Abstract
The interdisciplinary project URBWATER investigates fundamental changes of Vienna’s waterscape from 1683-1918 and analyzes the influence of the dynamic aquatic environment for Vienna’s urban development. While the Danube and the adjacent riparian area have been reconstructed back to 1529 in the precursor project ENVIEDAN, the environmental history of its tributary system remains largely unknown.
We have developed three hypotheses. (1) Different natural conditions of the urban waterscape resulted in distinct spatial adaptations of water uses. (2) The system of tributaries, hitherto almost totally neglected by historians of Vienna, played a pivotal role for city development. (3) Urban development was fundamentally influenced by both contemporary and older arrangements of water use which were often resistant to human intervention. We also assume that fundamental changes progressed in multiple steps and likely happened in a non-linear way.
To test our hypotheses, we will study how changes in Vienna’s waterscape, particularly in the urban and peri-urban area west of the Danube, affected urban water use. We shall investigate modifications of resource demand and extraction technology which translated into different uses of the waterscape and affected it during the city’s transformation from a 17th century pre-modern fortified seat of the imperial court to the early 20th century industrialized capital of a by then much smaller territory. Simultaneously, Vienna’s population increased from less than 200.000 to about 2 Mio. inhabitants. To prove our assumptions, we shall study the long-term evolution of natural and social phenomena and the multiple feedback loops, unintended long-term consequences and legacies of prior uses. The study period starts with the Ottoman siege in 1683 and follows developments throughout the most dynamic phase of urban growth between 1850 and 1918.

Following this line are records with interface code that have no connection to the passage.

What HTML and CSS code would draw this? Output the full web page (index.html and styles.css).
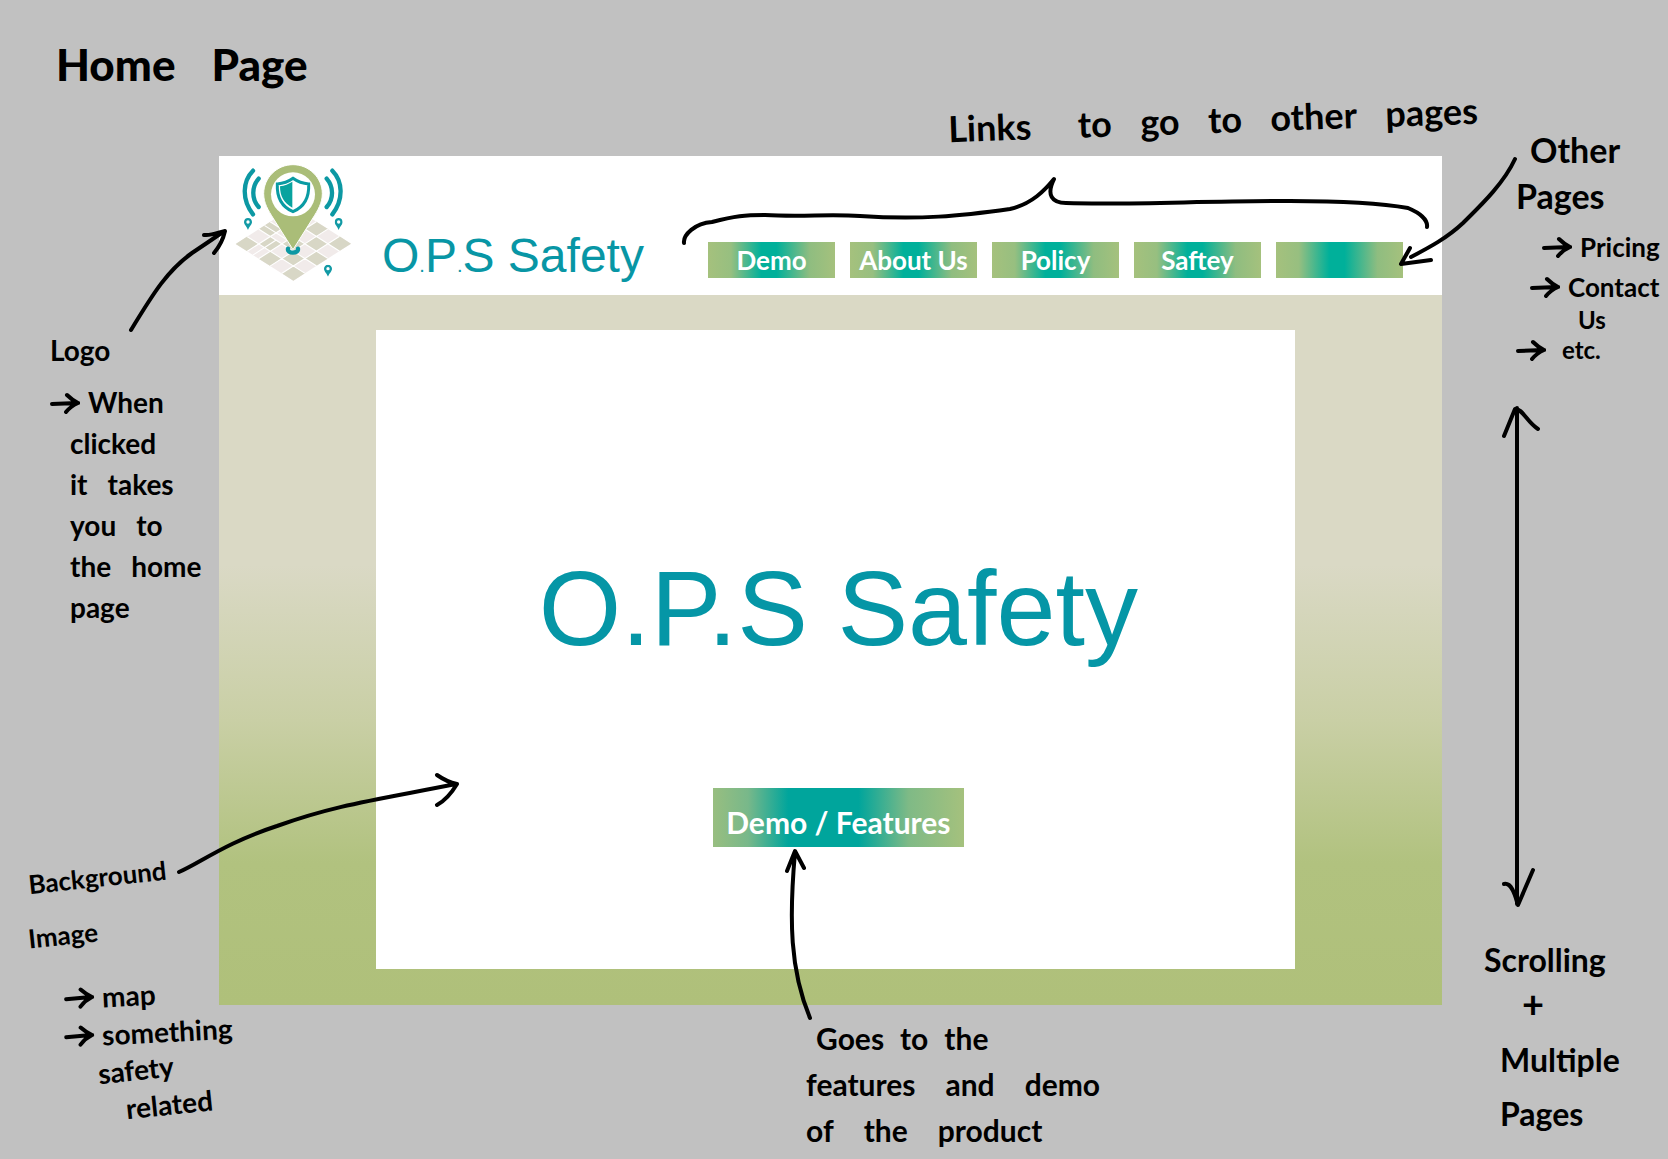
FILE: index.html
```html
<!DOCTYPE html>
<html lang="en">
<head>
<meta charset="utf-8">
<meta name="viewport" content="width=device-width, initial-scale=1">
<title>Home Page</title>
<link rel="stylesheet" href="styles.css">
</head>
<body>
<svg class="defs" aria-hidden="true">
  <symbol id="arrow" viewBox="0 0 30 24"><path d="M2 13 L27 12 M17 4 Q22 9 28 12 Q21 15 16 21"/></symbol>
  <symbol id="pin" viewBox="0 0 24 36"><path fill-rule="evenodd" d="M12 0C5 0 0 5 0 12c0 8 8 13 12 24 4-11 12-16 12-24C24 5 19 0 12 0zm0 7a5 5 0 1 1 0 10 5 5 0 0 1 0-10z"/></symbol>
</svg>
<div class="board">
  <aside class="notes notes-left">
    <h1 class="board-title"><span>Home</span> <span>Page</span></h1>
    <section class="note logo-note">
      <p class="line in-1">Logo</p>
      <p class="line in-1"><svg class="arrow"><use href="#arrow"/></svg> When</p>
      <p class="line in-2">clicked</p>
      <p class="line in-2 wide"><span>it</span> <span>takes</span></p>
      <p class="line in-2 wide"><span>you</span> <span>to</span></p>
      <p class="line in-2 wide"><span>the</span> <span>home</span></p>
      <p class="line in-2">page</p>
    </section>
    <section class="note image-note">
      <p class="line big tilt-more">Background</p>
      <p class="line big tilt-more">Image</p>
      <p class="line in-3 tilt"><svg class="arrow"><use href="#arrow"/></svg> map</p>
      <p class="line in-3 tilt"><svg class="arrow"><use href="#arrow"/></svg> something</p>
      <p class="line in-4 tilt-more">safety</p>
      <p class="line in-5 tilt-more">related</p>
    </section>
  </aside>

  <p class="links-note"><span>Links</span> <span>to</span> <span>go</span> <span>to</span> <span>other</span> <span>pages</span></p>

  <main class="mock">
    <header class="mock-header">
      <a class="brand" href="#home">
        <svg class="logo" viewBox="0 3 420 405" role="img" aria-label="O.P.S Safety logo">
          <g transform="matrix(34.6 -22.2 -34.6 -22 205 377)" class="tiles">
            <path class="pale" d="M0 0h5v5H0z"/>
            <path class="sand" d="M0 0h1v1H0zM2 0h1v1H2zM4 0h1v1H4zM1 1h1v1H1zM3 1h1v1H3zM0 2h1v1H0zM2 2h1v1H2zM4 2h1v1H4zM1 3h1v1H1zM3 3h1v1H3zM0 4h1v1H0zM2 4h1v1H2zM4 4h1v1H4z"/>
            <path class="streets" d="M1 0v5M2 0v5M3 0v5M4 0v5M0 1h5M0 2h5M0 3h5M0 4h5M2.500 3v2M0 3.500h2"/>
          </g>
          <path class="pin-body" d="M204 29c-48 0-88 39-88 87 0 28 13 49 30 76l58 92 58-92c17-27 30-48 30-76 0-48-40-87-88-87z"/>
          <circle cx="204" cy="118" r="66" fill="#fff"/>
          <path class="shield" d="M204 70c15 11 31 16 47 17 2 42-14 69-47 83-33-14-49-41-47-83 16-1 32-6 47-17z"/>
          <path fill="#08a39f" d="M202 80v78c-25-13-37-34-37-64 14-2 26-7 37-14z"/>
          <path class="waves" d="M84 47C53 78 49 133 84 178M101 71c-21 24-22 60 0 85M322 47c31 31 35 86 0 131M305 71c21 24 22 60 0 85"/>
          <path class="waves" d="M189 281c-3 16 32 16 30 0"/>
          <g fill="#129aa5"><use href="#pin" x="57" y="189" width="24" height="36"/><use href="#pin" x="329" y="189" width="24" height="36"/><use href="#pin" x="297" y="329" width="24" height="36"/></g>
        </svg>
        <span class="brand-name">O<small>.</small>P<small>.</small>S Safety</span>
      </a>
      <nav class="nav">
        <a class="tab" href="#demo">Demo</a>
        <a class="tab" href="#about">About Us</a>
        <a class="tab" href="#policy">Policy</a>
        <a class="tab" href="#safety">Saftey</a>
        <a class="tab" href="#more" aria-label="More pages"></a>
      </nav>
    </header>
    <section class="stage">
      <div class="card">
        <h2 class="card-title">O.P.S Safety</h2>
        <button class="cta" type="button">Demo / Features</button>
      </div>
    </section>
  </main>

  <section class="note demo-note">
    <p class="lead"><span>Goes</span> <span>to</span> <span>the</span></p>
    <p class="loose"><span>features</span> <span>and</span> <span>demo</span></p>
    <p class="loose"><span>of</span> <span>the</span> <span>product</span></p>
  </section>

  <aside class="notes notes-right">
    <section class="note pages-note">
      <p class="heading in-2">Other</p>
      <p class="heading in-1">Pages</p>
      <p class="line in-3"><svg class="arrow"><use href="#arrow"/></svg> Pricing</p>
      <p class="line contact in-2"><svg class="arrow"><use href="#arrow"/></svg> Contact</p>
      <p class="line short in-4">Us</p>
      <p class="line short in-1"><svg class="arrow"><use href="#arrow"/></svg> etc.</p>
    </section>
    <section class="note scroll-note">
      <p>Scrolling</p>
      <p class="plus">+</p>
      <p class="inset">Multiple</p>
      <p class="inset">Pages</p>
    </section>
  </aside>

  <svg class="pointers" viewBox="0 0 1668 1159" preserveAspectRatio="none" aria-hidden="true">
    <path d="M131 330C154 292 168 270 192 253Q207 243 223 232M204 235C212 236 219 232 225 231C223 240 219 247 214 253"/>
    <path d="M684 243C683 235 695 223 712 222C735 216 745 215 765 215C800 217 830 214 860 216C920 220 960 216 1010 209C1032 204 1045 190 1054 179C1046 195 1052 203 1066 203C1130 205 1200 201 1290 201C1340 201 1380 203 1408 208C1420 213 1428 220 1427 227"/>
    <path d="M1515 159C1503 185 1478 208 1463 223C1447 238 1430 247 1411 257M1410 248L1401 264L1431 260"/>
    <path d="M179 872C200 863 225 843 277 826C335 805 375 800 456 784M437 775Q447 782 457 784Q448 799 437 805"/>
    <path d="M810 1018C790 970 789 920 795 852M787 871L795 851L804 868"/>
    <path d="M1517 408V904M1504 436L1515 409C1522 408 1527 422 1538 429M1504 884C1513 882 1516 900 1518 905L1533 870"/>
  </svg>
</div>
</body>
</html>
```
FILE: styles.css
```css
* { box-sizing: border-box; }

body {
  margin: 0;
  background: #c1c1c1;
  color: #000;
  font: 700 28px/40px Lato, "Open Sans", sans-serif;
}

h1, h2, p { margin: 0; }
a { color: inherit; text-decoration: none; }
.defs { display: none; }

.board {
  position: relative;
  display: grid;
  grid-template-columns: 219fr 1223fr 226fr;
  grid-template-rows: 156px auto 1fr;
  min-height: 100vh;
  overflow: hidden;
  white-space: nowrap;
}

.notes { grid-row: 1 / 4; display: flex; flex-direction: column; min-width: 0; }
.notes-left { grid-column: 1; }
.notes-right { grid-column: 3; padding-top: 127px; }

.board-title {
  display: flex;
  gap: 36px;
  padding: 22px 0 0 56px;
  font-size: 44px;
  font-weight: 900;
  line-height: 84px;
}

.line { display: flex; align-items: center; gap: 8px; }
.wide { gap: 20px; }
.in-1 { padding-left: 50px; }
.in-2 { padding-left: 70px; }
.arrow {
  flex: none;
  width: 30px;
  height: 24px;
  fill: none;
  stroke: #000;
  stroke-width: 4px;
  stroke-linecap: round;
}

.logo-note { margin-top: 212px; line-height: 41px; }
.logo-note .line:first-child { height: 64px; }

.image-note { margin-top: 223px; padding-left: 28px; }
.big { margin-bottom: 6px; font-size: 26px; line-height: 52px; }
.image-note .in-3 { padding-left: 36px; }
.big + .in-3 { margin-top: 16px; }
.tilt + .tilt { line-height: 32px; }
.image-note .in-4 { padding-left: 70px; line-height: 48px; }
.image-note .in-5 { padding-left: 98px; line-height: 24px; }
.tilt, .tilt-more { width: max-content; transform: rotate(-3deg); }
.tilt-more { transform: rotate(-6deg); }

.links-note {
  grid-column: 2;
  grid-row: 1;
  align-self: end;
  display: flex;
  justify-content: space-between;
  width: 530px;
  margin: 0 -36px 14px auto;
  font-size: 36px;
  line-height: 46px;
  transform: rotate(-2deg);
}
.links-note span:first-child { padding-right: 18px; }

.mock { grid-column: 2; grid-row: 2; }

.mock-header {
  display: flex;
  justify-content: space-between;
  height: 139px;
  padding: 0 39px 0 6px;
  background: #fff;
}
.brand { display: flex; gap: 17px; }
.logo { width: 140px; height: 135px; }
.brand-name {
  padding-top: 72px;
  color: #0896a5;
  font: 48px/56px "Liberation Sans", Arial, sans-serif;
}
.brand-name small { font-size: 20px; }

.pale { fill: #f1ebea; }
.sand { fill: #d8d7c6; }
.streets { fill: none; stroke: #fff; stroke-width: .09; }
.pin-body { fill: #aabd78; stroke: #fff; stroke-width: 3; }
.shield { fill: #fff; stroke: #0a9ba3; stroke-width: 9; }
.waves { fill: none; stroke: #0c98a3; stroke-width: 13; stroke-linecap: round; }

.nav { display: flex; gap: 15px; padding-top: 86px; }
.tab {
  width: 127px;
  height: 36px;
  color: #fff;
  font-size: 26px;
  line-height: 36px;
  text-align: center;
  background: linear-gradient(90deg, #a5c17d 0%, #97bf80 18%, #00b09a 42%, #00b09a 54%, #8fbd80 80%, #a5c17d 100%);
}

.stage {
  padding: 35px 12% 36px 12.8%;
  background: linear-gradient(#dad9c5 0%, #dad9c5 38%, #c9cfa5 60%, #b1c27f 80%, #afc07a 100%);
}
.card {
  display: flex;
  flex-direction: column;
  align-items: center;
  gap: 120px;
  padding: 218px 0 122px 6px;
  background: #fff;
}
.card-title {
  color: #0596a6;
  font: 106px/120px "Liberation Sans", Arial, sans-serif;
}
.cta {
  width: 251px;
  height: 59px;
  padding: 8px 0 0;
  border: 0;
  color: #fff;
  font: inherit;
  font-size: 30px;
  background: linear-gradient(90deg, #98be80 0%, #78b88a 14%, #00a59c 30%, #00a59c 58%, #7fba86 78%, #a5c17d 100%);
}

.demo-note {
  grid-column: 2;
  grid-row: 3;
  padding: 10px 0 0 48%;
  font-size: 30px;
  line-height: 46px;
}
.demo-note p { display: flex; gap: 16px; }
.demo-note .lead { padding-left: 10px; }
.demo-note .loose { gap: 30px; }

.heading { font-size: 34px; line-height: 46px; }
.pages-note .line { font-size: 26px; }
.heading + .line { margin-top: 6px; line-height: 44px; }
.pages-note .contact { line-height: 36px; }
.pages-note .short { font-size: 24px; line-height: 30px; }
.pages-note .in-1 { padding-left: 74px; }
.pages-note .in-2 { padding-left: 88px; }
.pages-note .in-3 { padding-left: 100px; }
.pages-note .in-4 { padding-left: 136px; }
.pages-note .short.in-1 { gap: 16px; }

.scroll-note {
  margin-top: 568px;
  padding-left: 42px;
  font-size: 32px;
  line-height: 54px;
}
.scroll-note .plus { margin-bottom: 14px; padding-left: 38px; font-size: 38px; line-height: 32px; }
.scroll-note .inset { padding-left: 16px; }

.pointers {
  position: absolute;
  inset: 0;
  width: 100%;
  height: 100%;
  fill: none;
  stroke: #000;
  stroke-width: 4;
  stroke-linecap: round;
  stroke-linejoin: round;
  pointer-events: none;
}
```
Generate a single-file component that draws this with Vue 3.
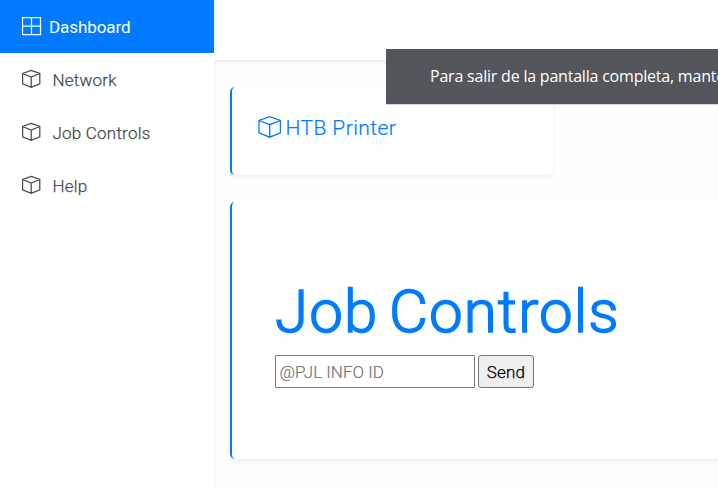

Understanding why and how a network of watercourses used in multiple ways was transformed into a predominantly subterranean set of channelled and vaulted flows is crucial to an understanding of urban spatial development and of the fundamentally changed interaction of urban actors with a dynamic, natural system.
A unique, regressive-iterative approach to reconstructing historical landscapes using geographical information systems (GIS) has been developed in ENVIEDAN and will be applied and further refined.
URBWATER is organized into 5 work-packages (WP). All work-packages are based on the concept of socio-natural sites as nexus between practices and arrangements and the conceptual interaction model developed in ENVIEDAN. Interdisciplinary co-operation is ensured by three means, via joint use of sources, shared concepts and a designed communication process.
URBWATER will yield a time series of GIS-based maps of the urban waterscape. They are based on the detailed reconstruction of hydromorphological evolution and on a spatially explicit reconstruction of the built environment. Results will be published in high-ranking journals and a synthetic book.